As before, try to improve your classifier by changing the following:

- The learning rate and number of epochs (smaller learning rate generally requires more training epochs and vice versa).
- The number of hidden layers (only try 1-2 extra).
- The number of neurons in the layers (again, only try 1-2 different values).
- You may also try changing the input resolution of the images.

For each tweak, run the classification reports, generate a confusion matrix, and produce plots of the history of the Loss and Accuracy and give a brief assessment of the performance. 

Finally, give a summary report for the best classifier achieved, and outline which of the changes was most effective. How did your best CNN classifier compare with your best ANN classifier?

## Stretch Goal: Data Augmentation

It is possible to increase the size of our training set by manipulating the current data. For example, we can increase the size of our training set by rotating each image by 90, 180, and 270 degrees. Because our images of HII regions, PNE and RGs can have very similar shapes, but many different orientations on the sky, adding rotated images can help the CNN better learn our data. Aside from rotation, there are many other ways to augment the data, e.g., mirror-imaging, scaling the size, changing the perspective, and more.

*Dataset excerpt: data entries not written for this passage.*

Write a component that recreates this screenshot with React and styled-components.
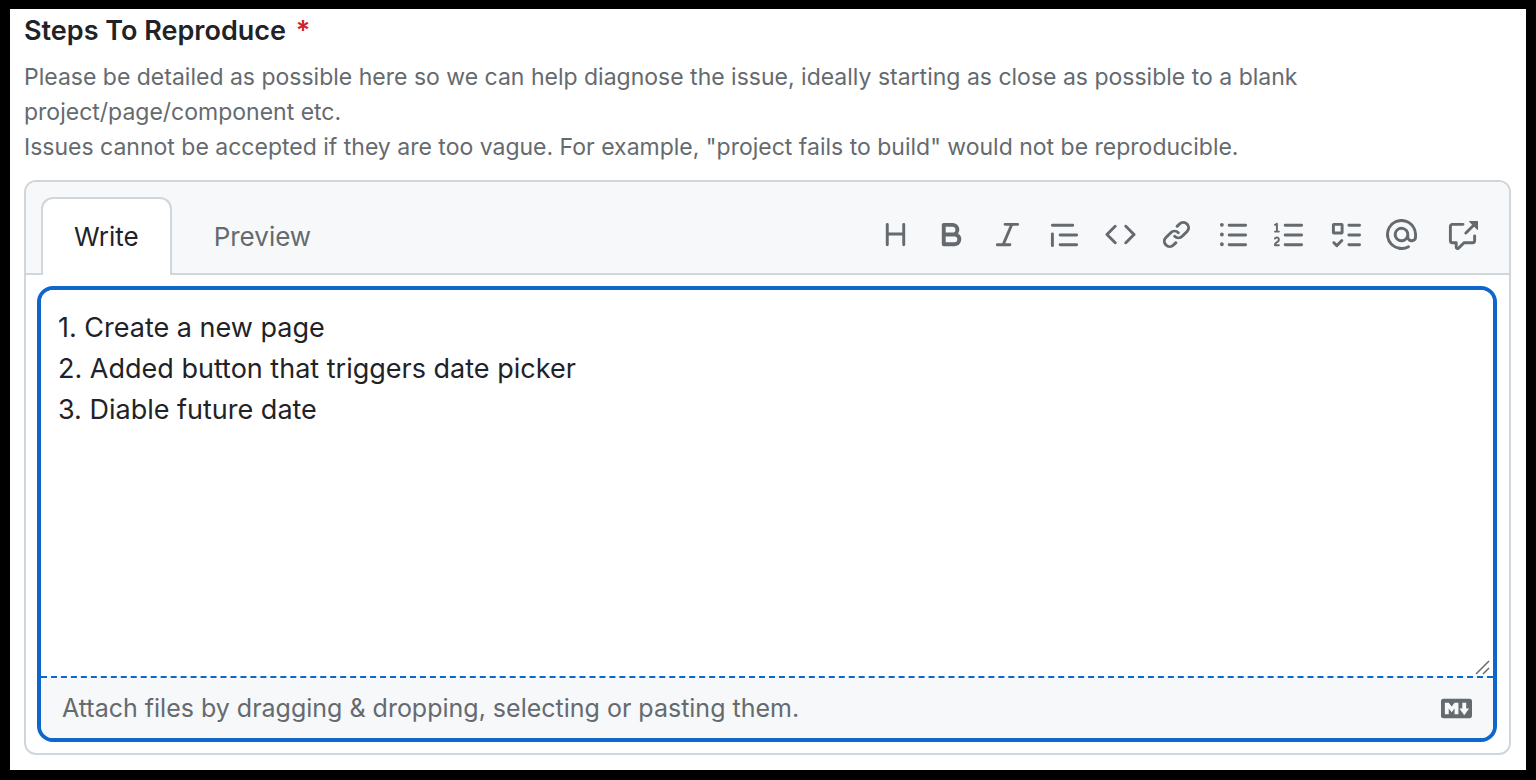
import React, { useState } from 'react';
import styled, { createGlobalStyle, ThemeProvider } from 'styled-components';

const theme = {
  colors: {
    text: '#1f2328',
    muted: '#656a6f',
    border: '#d0d7dc',
    subtle: '#f6f8fa',
    accent: '#0f66cb',
    danger: '#cf222e',
    white: '#ffffff',
  },
  font: `Inter, 'Liberation Sans', sans-serif`,
};

const color = name => props => props.theme.colors[name];

const GlobalStyle = createGlobalStyle`
  body {
    margin: 0;
    background: #000;
  }

  *,
  *::before,
  *::after {
    box-sizing: border-box;
  }

  button,
  textarea {
    font: inherit;
  }
`;

const Frame = styled.main`
  display: flex;
  flex-direction: column;
  min-height: 100vh;
  padding: 4px 15px 15px 14px;
  border: solid 10px #000;
  border-top-width: 9px;
  background: ${color('white')};
  color: ${color('text')};
  font-family: ${props => props.theme.font};
`;

const Title = styled.label`
  font-size: 27px;
  font-weight: 600;
  line-height: 36px;
`;

const Required = styled.span`
  margin-left: 3px;
  color: ${color('danger')};
`;

const Description = styled.p`
  margin: 11px 0 15px;
  color: ${color('muted')};
  font-size: 23px;
  line-height: 35px;
`;

const Panel = styled.section`
  display: flex;
  flex: 1;
  flex-direction: column;
  border: solid 2px ${color('border')};
  border-radius: 12px;
`;

const PanelHeader = styled.header`
  display: flex;
  justify-content: space-between;
  padding: 15px 19px 0 15px;
  border-bottom: solid 2px ${color('border')};
  border-radius: 10px 10px 0 0;
  background: ${color('subtle')};
`;

const Tabs = styled.div`
  display: flex;
  margin-bottom: -2px;
`;

const Tab = styled.button`
  height: 78px;
  padding: 0 ${props => (props.$active ? 31 : 40)}px 2px;
  border: solid 2px ${props => (props.$active ? props.theme.colors.border : 'transparent')};
  border-bottom: 0;
  border-radius: 12px 12px 0 0;
  background: ${props => (props.$active ? props.theme.colors.white : 'transparent')};
  color: ${props => (props.$active ? props.theme.colors.text : props.theme.colors.muted)};
  font-size: 26px;
  cursor: pointer;
`;

const Toolbar = styled.div`
  display: flex;
  align-items: center;
  gap: 1px;
  padding-bottom: 2px;
`;

const ToolGroup = styled.div`
  display: flex;
  margin-left: ${props => (props.$spaced ? 4 : 0)}px;
`;

const ToolButton = styled.button`
  display: grid;
  place-items: center;
  width: 56px;
  height: 56px;
  padding: 0;
  border: 0;
  border-radius: 12px;
  background: none;
  color: ${color('muted')};
  cursor: pointer;
`;

const PanelBody = styled.div`
  display: flex;
  flex: 1;
  padding: 11px 12px 11px 11px;
`;

const Editor = styled.div`
  display: flex;
  flex: 1;
  flex-direction: column;
  overflow: hidden;
  border: solid 4px ${color('accent')};
  border-radius: 16px;
`;

const TextWrap = styled.div`
  position: relative;
  display: flex;
  flex: 1;
`;

const TextArea = styled.textarea`
  flex: 1;
  min-height: 200px;
  padding: 17px;
  border: 0;
  outline: 0;
  background: ${color('white')};
  color: ${color('text')};
  font-size: 27px;
  line-height: 41px;
  resize: none;
`;

const Grip = styled.svg`
  position: absolute;
  right: 3px;
  bottom: 1px;
  color: ${color('muted')};
  pointer-events: none;
`;

const Footer = styled.footer`
  display: flex;
  align-items: center;
  justify-content: space-between;
  height: 62px;
  padding: 0 21px;
  border-top: dashed 2px ${color('accent')};
  background: ${color('subtle')};
`;

const AttachLabel = styled.label`
  color: ${color('muted')};
  font-size: 25px;
  line-height: 36px;
  cursor: pointer;
`;

const MarkdownLink = styled.a`
  display: flex;
  color: ${color('muted')};
`;

const paths = {
  heading:
    'M3.75 2a.75.75 0 0 1 .75.75V7h7V2.75a.75.75 0 0 1 1.5 0v10.5a.75.75 0 0 1-1.5 0V8.5h-7v4.75a.75.75 0 0 1-1.5 0V2.75A.75.75 0 0 1 3.75 2Z',
  bold:
    'M4 2h4.5a3.501 3.501 0 0 1 2.852 5.53A3.499 3.499 0 0 1 9.5 14H4a1 1 0 0 1-1-1V3a1 1 0 0 1 1-1Zm1 7v3h4.5a1.5 1.5 0 0 0 0-3Zm3.5-2a1.5 1.5 0 0 0 0-3H5v3Z',
  italic:
    'M6 2.75A.75.75 0 0 1 6.75 2h6.5a.75.75 0 0 1 0 1.5h-2.505l-3.858 9H9.25a.75.75 0 0 1 0 1.5h-6.5a.75.75 0 0 1 0-1.5h2.505l3.858-9H6.75A.75.75 0 0 1 6 2.75Z',
  quote:
    'M1.75 2.5h10.5a.75.75 0 0 1 0 1.5H1.75a.75.75 0 0 1 0-1.5Zm4 5h8.5a.75.75 0 0 1 0 1.5h-8.5a.75.75 0 0 1 0-1.5Zm0 5h8.5a.75.75 0 0 1 0 1.5h-8.5a.75.75 0 0 1 0-1.5ZM2.5 7.75v6a.75.75 0 0 1-1.5 0v-6a.75.75 0 0 1 1.5 0Z',
  code:
    'm11.28 3.22 4.25 4.25a.75.75 0 0 1 0 1.06l-4.25 4.25a.749.749 0 0 1-1.275-.326.749.749 0 0 1 .215-.734L13.94 8l-3.72-3.72a.749.749 0 0 1 .326-1.275.749.749 0 0 1 .734.215Zm-6.56 0a.751.751 0 0 1 1.042.018.751.751 0 0 1 .018 1.042L2.06 8l3.72 3.72a.749.749 0 0 1-.326 1.275.749.749 0 0 1-.734-.215L.47 8.53a.75.75 0 0 1 0-1.06Z',
  link:
    'm7.775 3.275 1.25-1.25a3.5 3.5 0 1 1 4.95 4.95l-2.5 2.5a3.5 3.5 0 0 1-4.95 0 .751.751 0 0 1 .018-1.042.751.751 0 0 1 1.042-.018 1.998 1.998 0 0 0 2.83 0l2.5-2.5a2.002 2.002 0 0 0-2.83-2.83l-1.25 1.25a.751.751 0 0 1-1.042-.018.751.751 0 0 1-.018-1.042Zm-4.69 9.64a1.998 1.998 0 0 0 2.83 0l1.25-1.25a.751.751 0 0 1 1.042.018.751.751 0 0 1 .018 1.042l-1.25 1.25a3.5 3.5 0 1 1-4.95-4.95l2.5-2.5a3.5 3.5 0 0 1 4.95 0 .751.751 0 0 1-.018 1.042.751.751 0 0 1-1.042.018 1.998 1.998 0 0 0-2.83 0l-2.5 2.5a1.998 1.998 0 0 0 0 2.83Z',
  bullets:
    'M5.75 2.5h8.5a.75.75 0 0 1 0 1.5h-8.5a.75.75 0 0 1 0-1.5Zm0 5h8.5a.75.75 0 0 1 0 1.5h-8.5a.75.75 0 0 1 0-1.5Zm0 5h8.5a.75.75 0 0 1 0 1.5h-8.5a.75.75 0 0 1 0-1.5ZM2 14a1 1 0 1 1 0-2 1 1 0 0 1 0 2Zm1-6a1 1 0 1 1-2 0 1 1 0 0 1 2 0ZM2 4a1 1 0 1 1 0-2 1 1 0 0 1 0 2Z',
  numbers:
    'M5 3.25a.75.75 0 0 1 .75-.75h8.5a.75.75 0 0 1 0 1.5h-8.5A.75.75 0 0 1 5 3.25Zm0 5a.75.75 0 0 1 .75-.75h8.5a.75.75 0 0 1 0 1.5h-8.5A.75.75 0 0 1 5 8.25Zm0 5a.75.75 0 0 1 .75-.75h8.5a.75.75 0 0 1 0 1.5h-8.5a.75.75 0 0 1-.75-.75ZM.924 10.32a.5.5 0 0 1-.851-.525l.001-.001.001-.002.002-.004.007-.011c.097-.144.215-.273.348-.384.228-.19.588-.392 1.068-.392.468 0 .858.181 1.126.484.259.294.377.673.377 1.038 0 .987-.686 1.495-1.156 1.845l-.047.035c-.303.225-.522.4-.654.597h1.357a.5.5 0 0 1 0 1H.5a.5.5 0 0 1-.5-.5c0-1.005.692-1.52 1.167-1.875l.035-.025c.531-.396.8-.625.8-1.078a.57.57 0 0 0-.128-.376C1.806 10.068 1.695 10 1.5 10a.658.658 0 0 0-.429.163.835.835 0 0 0-.144.153ZM2.003 2.5V6h.503a.5.5 0 0 1 0 1H.5a.5.5 0 0 1 0-1h.503V3.308l-.28.14a.5.5 0 0 1-.446-.895l1.003-.5a.5.5 0 0 1 .723.447Z',
  tasks:
    'M2 2h4a1 1 0 0 1 1 1v4a1 1 0 0 1-1 1H2a1 1 0 0 1-1-1V3a1 1 0 0 1 1-1Zm4.655 8.595a.75.75 0 0 1 0 1.06L4.03 14.28a.75.75 0 0 1-1.06 0l-1.5-1.5a.749.749 0 0 1 .326-1.275.749.749 0 0 1 .734.215l.97.97 2.095-2.095a.75.75 0 0 1 1.06 0ZM9.75 2.5h5.5a.75.75 0 0 1 0 1.5h-5.5a.75.75 0 0 1 0-1.5Zm0 5h5.5a.75.75 0 0 1 0 1.5h-5.5a.75.75 0 0 1 0-1.5Zm0 5h5.5a.75.75 0 0 1 0 1.5h-5.5a.75.75 0 0 1 0-1.5Zm-7.25-9v3h3v-3Z',
  mention:
    'M4.75 2.37a6.501 6.501 0 0 0 6.5 11.26.75.75 0 0 1 .75 1.298A7.999 7.999 0 0 1 .989 4.148 8 8 0 0 1 16 7.75v1.5a2.75 2.75 0 0 1-5.072 1.475 3.999 3.999 0 0 1-6.65-4.19A4 4 0 0 1 12 8v1.25a1.25 1.25 0 0 0 2.5 0V7.867a6.5 6.5 0 0 0-9.75-5.496ZM10.5 8a2.5 2.5 0 1 0-5 0 2.5 2.5 0 0 0 5 0Z',
  reference:
    'M2.75 3.5a.25.25 0 0 0-.25.25v7.5c0 .138.112.25.25.25h2a.75.75 0 0 1 .75.75v2.19l2.72-2.72a.749.749 0 0 1 .53-.22h4.5a.25.25 0 0 0 .25-.25v-2.5a.75.75 0 0 1 1.5 0v2.5A1.75 1.75 0 0 1 13.25 13H9.06l-2.573 2.573A1.458 1.458 0 0 1 4 14.543V13H2.75A1.75 1.75 0 0 1 1 11.25v-7.5C1 2.784 1.784 2 2.75 2h5.5a.75.75 0 0 1 0 1.5ZM16 1.25v4.146a.25.25 0 0 1-.427.177L14.03 4.03l-3.75 3.75a.749.749 0 0 1-1.275-.326.749.749 0 0 1 .215-.734l3.75-3.75-1.543-1.543A.25.25 0 0 1 11.604 1h4.146a.25.25 0 0 1 .25.25Z',
  markdown:
    'M14.85 3c.63 0 1.15.52 1.14 1.15v7.7c0 .63-.51 1.15-1.15 1.15H1.15C.52 13 0 12.48 0 11.84V4.15C0 3.52.52 3 1.15 3ZM9 11V5H7L5.5 7 4 5H2v6h2V8l1.5 1.92L7 8v3Zm2.99.5L14.5 8H13V5h-2v3H9.5Z',
};

const toolGroups = [
  [['heading', 'Heading'], ['bold', 'Bold'], ['italic', 'Italic']],
  [['quote', 'Quote'], ['code', 'Code'], ['link', 'Link']],
  [
    ['bullets', 'Unordered list'],
    ['numbers', 'Numbered list'],
    ['tasks', 'Task list'],
    ['mention', 'Mention'],
  ],
  [['reference', 'Reference']],
];

const steps = `1. Create a new page
2. Added button that triggers date picker
3. Diable future date`;

const Icon = ({ name }) => (
  <svg width="31" height="31" viewBox="0 0 16 16" fill="currentColor" aria-hidden="true">
    <path d={paths[name]} />
  </svg>
);

export default () => {
  const [tab, setTab] = useState('Write');
  const [value, setValue] = useState(steps);

  return (
    <ThemeProvider theme={theme}>
      <GlobalStyle />
      <Frame>
        <Title htmlFor="steps">
          Steps To Reproduce <Required>*</Required>
        </Title>
        <Description id="steps-help">
          Please be detailed as possible here so we can help diagnose the issue,
          ideally starting as close as possible to a blank
          project/page/component etc.
          <br />
          Issues cannot be accepted if they are too vague. For example,
          "project fails to build" would not be reproducible.
        </Description>
        <Panel>
          <PanelHeader>
            <Tabs role="tablist">
              {['Write', 'Preview'].map(name => (
                <Tab
                  key={name}
                  type="button"
                  role="tab"
                  aria-selected={tab === name}
                  $active={tab === name}
                  onClick={() => setTab(name)}
                >
                  {name}
                </Tab>
              ))}
            </Tabs>
            <Toolbar role="toolbar" aria-label="Formatting">
              {toolGroups.map((group, i) => (
                <ToolGroup key={group[0][0]} $spaced={i === 3}>
                  {group.map(([name, label]) => (
                    <ToolButton key={name} type="button" aria-label={label}>
                      <Icon name={name} />
                    </ToolButton>
                  ))}
                </ToolGroup>
              ))}
            </Toolbar>
          </PanelHeader>
          <PanelBody>
            <Editor>
              <TextWrap>
                <TextArea
                  id="steps"
                  aria-describedby="steps-help"
                  spellCheck={false}
                  required
                  readOnly={tab === 'Preview'}
                  value={value}
                  onChange={e => setValue(e.target.value)}
                />
                <Grip width="15" height="15" viewBox="0 0 15 15" stroke="currentColor" strokeWidth="1.5">
                  <path d="M1 14 14 1M8 14l6-6" />
                </Grip>
              </TextWrap>
              <Footer>
                <AttachLabel>
                  Attach files by dragging &amp; dropping, selecting or pasting them.
                  <input type="file" multiple hidden />
                </AttachLabel>
                <MarkdownLink href="#markdown" aria-label="Markdown is supported">
                  <Icon name="markdown" />
                </MarkdownLink>
              </Footer>
            </Editor>
          </PanelBody>
        </Panel>
      </Frame>
    </ThemeProvider>
  );
};
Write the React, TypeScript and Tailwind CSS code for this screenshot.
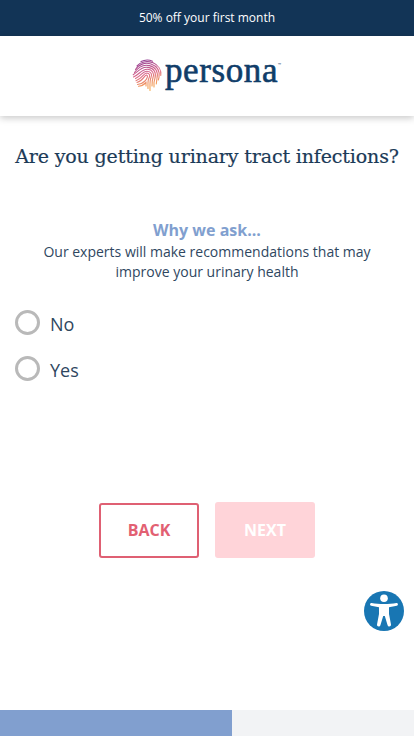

Here, you can modify your training dataset using the ndimage.rotate function. In principle, you can add as many random orientations as you like, but I suggest that you start by rotating the three images for each source by 90, 180, and 270 degrees. You will need to also produce a new set of labels for your expanded dataset. Rerun your best CNN classifier on this new training set. Can you seen an improvement in performance?